— Begin —

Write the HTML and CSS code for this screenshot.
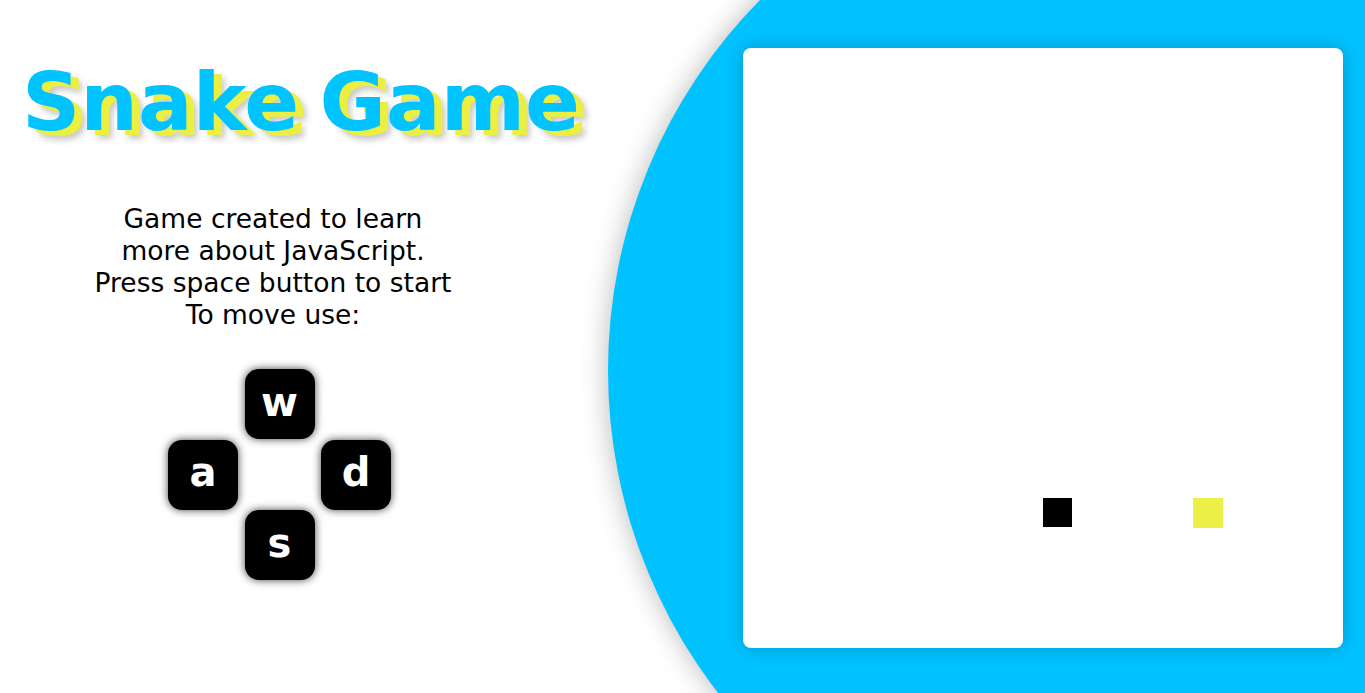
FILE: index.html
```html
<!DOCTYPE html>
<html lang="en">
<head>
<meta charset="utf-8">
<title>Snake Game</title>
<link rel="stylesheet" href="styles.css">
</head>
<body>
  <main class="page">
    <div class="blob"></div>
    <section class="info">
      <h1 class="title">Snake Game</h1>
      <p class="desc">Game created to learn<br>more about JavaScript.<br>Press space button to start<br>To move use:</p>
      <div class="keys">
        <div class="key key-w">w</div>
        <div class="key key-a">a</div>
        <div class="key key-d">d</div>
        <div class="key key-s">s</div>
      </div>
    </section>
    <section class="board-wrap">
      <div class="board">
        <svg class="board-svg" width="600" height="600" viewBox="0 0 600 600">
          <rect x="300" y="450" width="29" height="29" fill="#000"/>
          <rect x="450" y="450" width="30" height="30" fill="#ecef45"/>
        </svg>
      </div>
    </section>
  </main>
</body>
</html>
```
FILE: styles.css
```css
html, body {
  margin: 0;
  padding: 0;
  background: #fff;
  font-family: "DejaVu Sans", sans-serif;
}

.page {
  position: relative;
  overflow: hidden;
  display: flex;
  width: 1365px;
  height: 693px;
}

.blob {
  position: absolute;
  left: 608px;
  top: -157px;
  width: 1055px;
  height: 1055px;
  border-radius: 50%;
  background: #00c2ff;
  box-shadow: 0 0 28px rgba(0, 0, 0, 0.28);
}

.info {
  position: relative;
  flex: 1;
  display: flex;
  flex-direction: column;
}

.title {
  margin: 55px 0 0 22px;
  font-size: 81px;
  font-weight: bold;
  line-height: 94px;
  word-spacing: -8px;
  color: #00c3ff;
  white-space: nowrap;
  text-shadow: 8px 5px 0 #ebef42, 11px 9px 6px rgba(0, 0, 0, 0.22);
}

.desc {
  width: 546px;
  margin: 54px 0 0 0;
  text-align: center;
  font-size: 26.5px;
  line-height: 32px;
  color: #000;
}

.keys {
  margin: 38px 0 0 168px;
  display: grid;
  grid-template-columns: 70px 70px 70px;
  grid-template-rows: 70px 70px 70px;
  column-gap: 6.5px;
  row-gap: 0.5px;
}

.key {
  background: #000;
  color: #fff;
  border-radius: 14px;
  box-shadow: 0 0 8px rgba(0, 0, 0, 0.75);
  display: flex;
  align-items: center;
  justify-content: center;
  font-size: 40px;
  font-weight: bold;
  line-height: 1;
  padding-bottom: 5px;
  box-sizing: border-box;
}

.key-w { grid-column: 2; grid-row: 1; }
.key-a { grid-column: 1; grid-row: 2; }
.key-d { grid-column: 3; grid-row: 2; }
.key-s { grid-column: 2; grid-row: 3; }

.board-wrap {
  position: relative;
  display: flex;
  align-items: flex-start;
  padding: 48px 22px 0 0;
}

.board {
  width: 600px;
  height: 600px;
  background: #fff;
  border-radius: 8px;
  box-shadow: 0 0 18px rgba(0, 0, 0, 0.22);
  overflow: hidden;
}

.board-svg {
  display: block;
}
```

— End —

Work instructions>
Return each line exactly as written. Any picture gets left out.

Answer for the task>
Write the HTML and CSS code for this screenshot.
FILE: index.html
```html
<!DOCTYPE html>
<html lang="en">
<head>
<meta charset="utf-8">
<title>Snake Game</title>
<link rel="stylesheet" href="styles.css">
</head>
<body>
  <main class="page">
    <div class="blob"></div>
    <section class="info">
      <h1 class="title">Snake Game</h1>
      <p class="desc">Game created to learn<br>more about JavaScript.<br>Press space button to start<br>To move use:</p>
      <div class="keys">
        <div class="key key-w">w</div>
        <div class="key key-a">a</div>
        <div class="key key-d">d</div>
        <div class="key key-s">s</div>
      </div>
    </section>
    <section class="board-wrap">
      <div class="board">
        <svg class="board-svg" width="600" height="600" viewBox="0 0 600 600">
          <rect x="300" y="450" width="29" height="29" fill="#000"/>
          <rect x="450" y="450" width="30" height="30" fill="#ecef45"/>
        </svg>
      </div>
    </section>
  </main>
</body>
</html>
```
FILE: styles.css
```css
html, body {
  margin: 0;
  padding: 0;
  background: #fff;
  font-family: "DejaVu Sans", sans-serif;
}

.page {
  position: relative;
  overflow: hidden;
  display: flex;
  width: 1365px;
  height: 693px;
}

.blob {
  position: absolute;
  left: 608px;
  top: -157px;
  width: 1055px;
  height: 1055px;
  border-radius: 50%;
  background: #00c2ff;
  box-shadow: 0 0 28px rgba(0, 0, 0, 0.28);
}

.info {
  position: relative;
  flex: 1;
  display: flex;
  flex-direction: column;
}

.title {
  margin: 55px 0 0 22px;
  font-size: 81px;
  font-weight: bold;
  line-height: 94px;
  word-spacing: -8px;
  color: #00c3ff;
  white-space: nowrap;
  text-shadow: 8px 5px 0 #ebef42, 11px 9px 6px rgba(0, 0, 0, 0.22);
}

.desc {
  width: 546px;
  margin: 54px 0 0 0;
  text-align: center;
  font-size: 26.5px;
  line-height: 32px;
  color: #000;
}

.keys {
  margin: 38px 0 0 168px;
  display: grid;
  grid-template-columns: 70px 70px 70px;
  grid-template-rows: 70px 70px 70px;
  column-gap: 6.5px;
  row-gap: 0.5px;
}

.key {
  background: #000;
  color: #fff;
  border-radius: 14px;
  box-shadow: 0 0 8px rgba(0, 0, 0, 0.75);
  display: flex;
  align-items: center;
  justify-content: center;
  font-size: 40px;
  font-weight: bold;
  line-height: 1;
  padding-bottom: 5px;
  box-sizing: border-box;
}

.key-w { grid-column: 2; grid-row: 1; }
.key-a { grid-column: 1; grid-row: 2; }
.key-d { grid-column: 3; grid-row: 2; }
.key-s { grid-column: 2; grid-row: 3; }

.board-wrap {
  position: relative;
  display: flex;
  align-items: flex-start;
  padding: 48px 22px 0 0;
}

.board {
  width: 600px;
  height: 600px;
  background: #fff;
  border-radius: 8px;
  box-shadow: 0 0 18px rgba(0, 0, 0, 0.22);
  overflow: hidden;
}

.board-svg {
  display: block;
}
```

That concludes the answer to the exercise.